Data block ->
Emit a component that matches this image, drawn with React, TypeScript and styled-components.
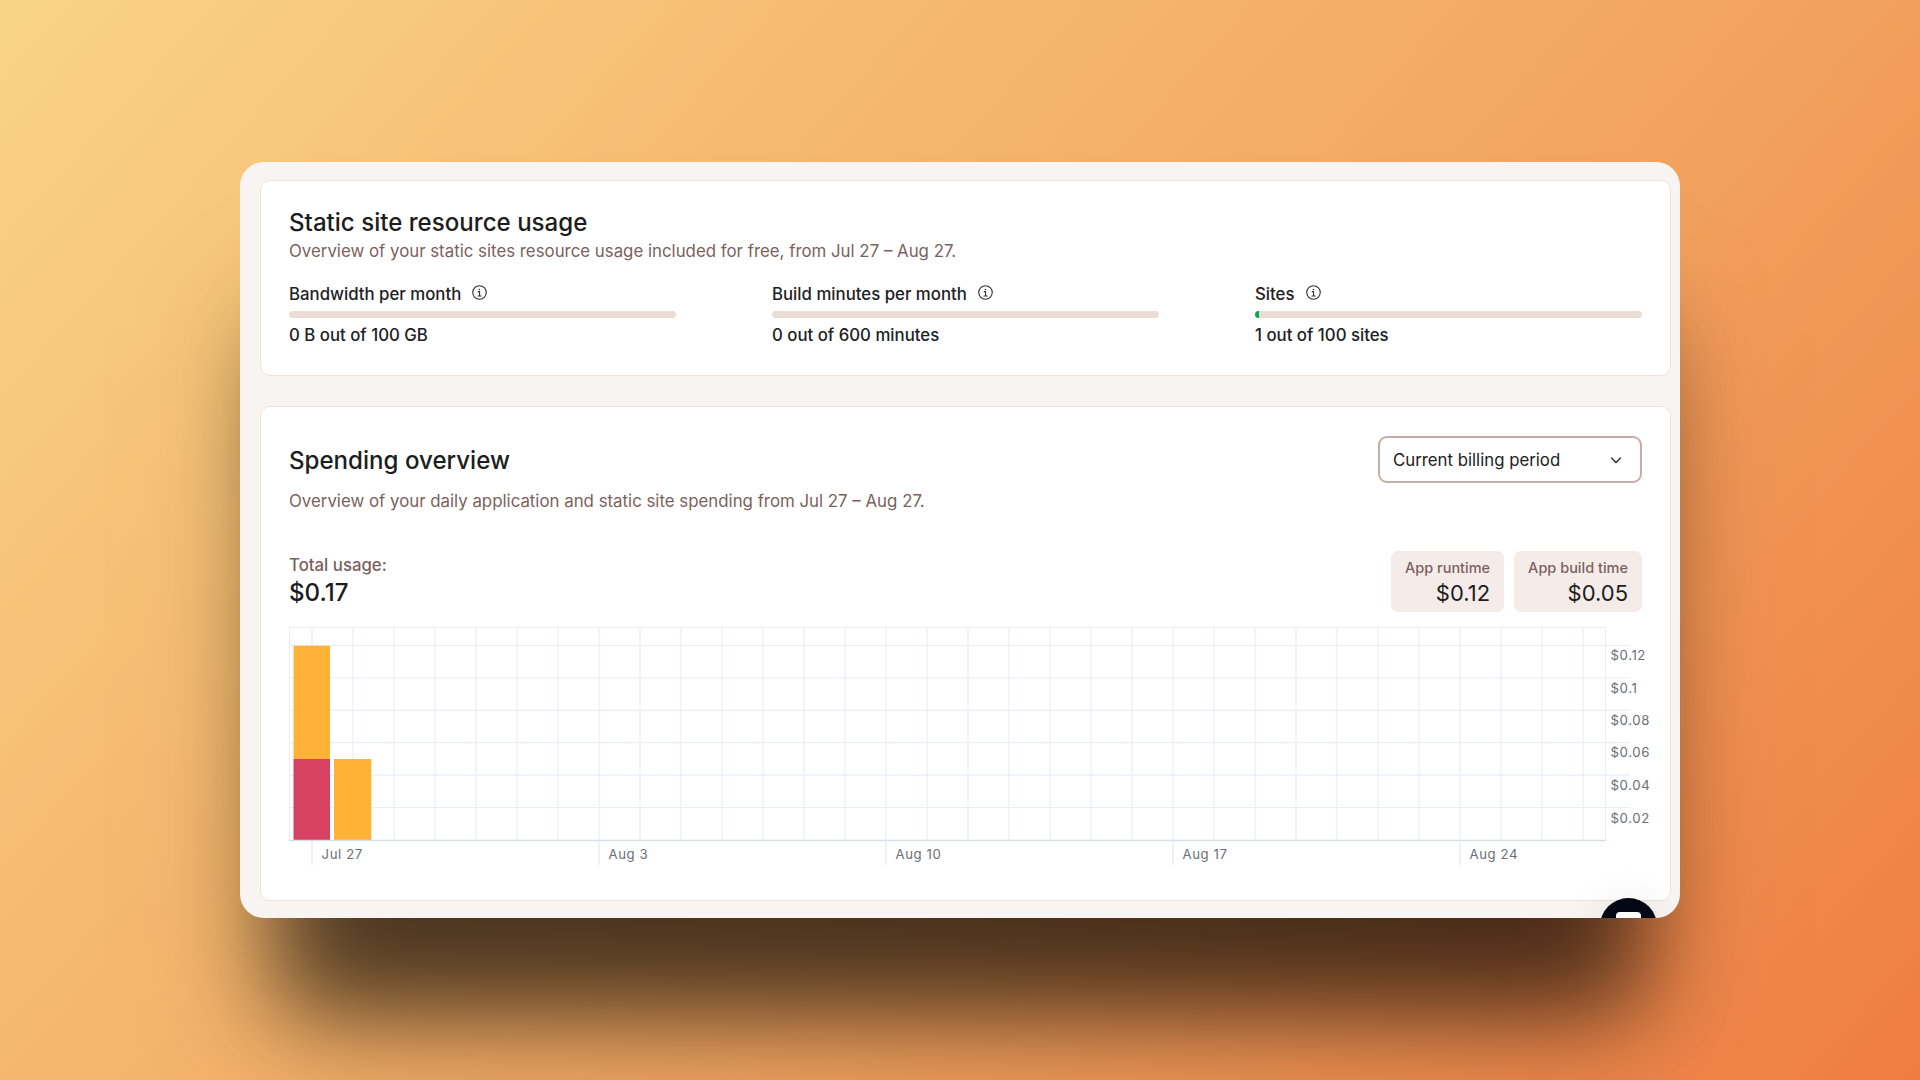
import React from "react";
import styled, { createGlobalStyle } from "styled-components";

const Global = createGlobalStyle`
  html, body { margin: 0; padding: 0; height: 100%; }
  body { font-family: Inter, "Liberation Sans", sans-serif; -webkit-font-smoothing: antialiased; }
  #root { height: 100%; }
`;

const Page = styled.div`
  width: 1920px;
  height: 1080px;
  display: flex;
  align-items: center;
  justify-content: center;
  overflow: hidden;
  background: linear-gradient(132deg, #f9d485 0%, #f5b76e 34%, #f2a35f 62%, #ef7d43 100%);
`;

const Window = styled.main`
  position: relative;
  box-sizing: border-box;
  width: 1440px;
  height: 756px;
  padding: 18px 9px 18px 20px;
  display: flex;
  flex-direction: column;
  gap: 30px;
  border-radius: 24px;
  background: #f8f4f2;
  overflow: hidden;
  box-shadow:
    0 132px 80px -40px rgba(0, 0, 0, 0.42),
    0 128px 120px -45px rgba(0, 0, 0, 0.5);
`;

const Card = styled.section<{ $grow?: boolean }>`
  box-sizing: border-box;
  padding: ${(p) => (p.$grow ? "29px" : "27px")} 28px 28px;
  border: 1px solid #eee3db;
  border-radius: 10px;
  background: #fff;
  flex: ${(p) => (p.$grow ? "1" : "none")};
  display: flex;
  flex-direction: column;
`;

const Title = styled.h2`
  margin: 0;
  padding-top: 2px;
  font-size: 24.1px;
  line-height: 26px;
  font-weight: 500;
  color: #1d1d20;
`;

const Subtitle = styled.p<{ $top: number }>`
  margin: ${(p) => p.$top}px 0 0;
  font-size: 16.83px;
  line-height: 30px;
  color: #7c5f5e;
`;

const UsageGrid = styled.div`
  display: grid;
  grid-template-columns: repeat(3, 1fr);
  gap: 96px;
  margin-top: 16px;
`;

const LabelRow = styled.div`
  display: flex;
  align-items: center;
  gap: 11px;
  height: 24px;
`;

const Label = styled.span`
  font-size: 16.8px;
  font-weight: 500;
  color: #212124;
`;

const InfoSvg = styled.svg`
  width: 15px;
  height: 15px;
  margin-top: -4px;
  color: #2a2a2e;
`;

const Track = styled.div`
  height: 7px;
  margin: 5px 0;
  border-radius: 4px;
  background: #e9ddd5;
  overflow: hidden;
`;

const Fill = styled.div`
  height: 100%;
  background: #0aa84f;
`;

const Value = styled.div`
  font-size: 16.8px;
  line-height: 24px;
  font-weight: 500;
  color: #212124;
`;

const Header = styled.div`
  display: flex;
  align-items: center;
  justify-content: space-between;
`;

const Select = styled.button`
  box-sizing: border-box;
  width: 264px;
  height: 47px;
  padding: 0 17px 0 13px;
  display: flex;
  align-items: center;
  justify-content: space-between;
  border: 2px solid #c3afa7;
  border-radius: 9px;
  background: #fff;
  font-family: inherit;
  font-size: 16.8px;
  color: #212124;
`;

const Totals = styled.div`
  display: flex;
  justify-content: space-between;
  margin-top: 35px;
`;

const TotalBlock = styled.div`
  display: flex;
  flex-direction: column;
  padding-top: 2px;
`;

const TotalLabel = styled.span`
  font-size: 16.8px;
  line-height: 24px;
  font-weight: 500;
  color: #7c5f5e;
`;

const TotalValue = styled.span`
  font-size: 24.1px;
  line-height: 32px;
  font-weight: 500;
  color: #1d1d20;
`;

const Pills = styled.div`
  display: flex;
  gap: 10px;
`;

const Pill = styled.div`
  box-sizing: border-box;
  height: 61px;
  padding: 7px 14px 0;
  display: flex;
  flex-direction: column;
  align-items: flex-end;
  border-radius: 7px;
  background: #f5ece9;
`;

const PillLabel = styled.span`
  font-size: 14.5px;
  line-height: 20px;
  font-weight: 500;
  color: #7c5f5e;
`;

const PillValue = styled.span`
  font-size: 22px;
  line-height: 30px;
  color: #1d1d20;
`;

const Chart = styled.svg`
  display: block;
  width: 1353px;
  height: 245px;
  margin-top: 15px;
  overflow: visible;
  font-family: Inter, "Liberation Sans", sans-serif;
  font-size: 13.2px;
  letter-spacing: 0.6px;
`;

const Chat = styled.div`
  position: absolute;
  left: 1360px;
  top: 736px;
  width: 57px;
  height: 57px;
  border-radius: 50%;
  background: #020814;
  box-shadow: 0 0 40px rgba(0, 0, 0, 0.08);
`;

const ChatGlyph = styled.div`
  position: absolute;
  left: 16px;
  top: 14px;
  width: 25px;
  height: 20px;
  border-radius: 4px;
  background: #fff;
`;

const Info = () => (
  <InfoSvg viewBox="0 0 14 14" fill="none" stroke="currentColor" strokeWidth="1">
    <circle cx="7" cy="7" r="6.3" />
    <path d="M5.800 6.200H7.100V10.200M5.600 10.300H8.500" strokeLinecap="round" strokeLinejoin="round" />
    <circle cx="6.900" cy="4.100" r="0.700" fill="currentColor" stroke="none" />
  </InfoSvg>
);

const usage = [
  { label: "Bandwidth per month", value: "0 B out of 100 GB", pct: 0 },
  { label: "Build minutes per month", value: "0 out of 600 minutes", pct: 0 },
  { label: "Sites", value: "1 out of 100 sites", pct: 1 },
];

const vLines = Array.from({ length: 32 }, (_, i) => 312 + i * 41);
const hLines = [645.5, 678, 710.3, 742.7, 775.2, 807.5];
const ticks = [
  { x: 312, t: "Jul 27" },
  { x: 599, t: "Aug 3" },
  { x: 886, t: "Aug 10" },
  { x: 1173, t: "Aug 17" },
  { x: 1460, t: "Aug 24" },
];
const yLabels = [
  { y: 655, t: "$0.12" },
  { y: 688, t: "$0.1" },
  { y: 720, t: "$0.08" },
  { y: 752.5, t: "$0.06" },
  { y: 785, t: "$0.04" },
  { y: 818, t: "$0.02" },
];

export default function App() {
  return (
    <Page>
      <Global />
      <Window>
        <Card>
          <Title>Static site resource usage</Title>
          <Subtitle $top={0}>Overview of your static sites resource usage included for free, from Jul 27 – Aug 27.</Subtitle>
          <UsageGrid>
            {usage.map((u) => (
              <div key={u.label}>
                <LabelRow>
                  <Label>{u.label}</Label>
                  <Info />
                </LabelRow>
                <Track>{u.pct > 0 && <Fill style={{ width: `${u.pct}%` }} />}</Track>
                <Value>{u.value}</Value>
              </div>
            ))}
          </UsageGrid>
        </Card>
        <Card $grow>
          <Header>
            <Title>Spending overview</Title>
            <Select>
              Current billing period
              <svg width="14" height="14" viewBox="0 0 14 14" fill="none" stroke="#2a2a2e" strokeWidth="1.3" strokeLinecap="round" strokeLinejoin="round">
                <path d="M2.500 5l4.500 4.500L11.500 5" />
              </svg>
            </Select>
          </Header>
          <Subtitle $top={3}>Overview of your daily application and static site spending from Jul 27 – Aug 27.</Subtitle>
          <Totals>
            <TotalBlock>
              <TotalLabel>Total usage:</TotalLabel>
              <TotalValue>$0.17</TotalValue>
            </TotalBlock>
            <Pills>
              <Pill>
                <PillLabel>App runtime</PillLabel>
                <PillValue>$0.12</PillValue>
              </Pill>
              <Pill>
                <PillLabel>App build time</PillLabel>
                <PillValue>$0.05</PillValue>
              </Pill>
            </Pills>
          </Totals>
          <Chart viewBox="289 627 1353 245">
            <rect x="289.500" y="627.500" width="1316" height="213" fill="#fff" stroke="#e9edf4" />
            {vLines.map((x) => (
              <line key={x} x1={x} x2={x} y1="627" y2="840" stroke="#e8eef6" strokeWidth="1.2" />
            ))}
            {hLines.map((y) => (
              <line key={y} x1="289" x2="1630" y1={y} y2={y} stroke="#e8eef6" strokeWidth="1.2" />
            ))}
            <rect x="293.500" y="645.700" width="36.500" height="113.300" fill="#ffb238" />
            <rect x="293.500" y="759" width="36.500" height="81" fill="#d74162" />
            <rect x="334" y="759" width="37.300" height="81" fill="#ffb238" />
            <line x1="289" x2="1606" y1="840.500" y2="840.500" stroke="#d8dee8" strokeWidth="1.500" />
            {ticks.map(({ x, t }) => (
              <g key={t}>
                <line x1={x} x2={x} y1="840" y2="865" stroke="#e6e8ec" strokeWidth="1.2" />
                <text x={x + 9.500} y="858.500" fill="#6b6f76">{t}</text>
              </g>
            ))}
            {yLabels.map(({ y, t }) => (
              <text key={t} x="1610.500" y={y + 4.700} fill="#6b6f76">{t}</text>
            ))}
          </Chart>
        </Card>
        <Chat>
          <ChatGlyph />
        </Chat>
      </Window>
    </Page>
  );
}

Written exercise -> Gather up the lines that contain the word "React".

Answer to the task ->
Emit a component that matches this image, drawn with React, TypeScript and styled-components.
import React from "react";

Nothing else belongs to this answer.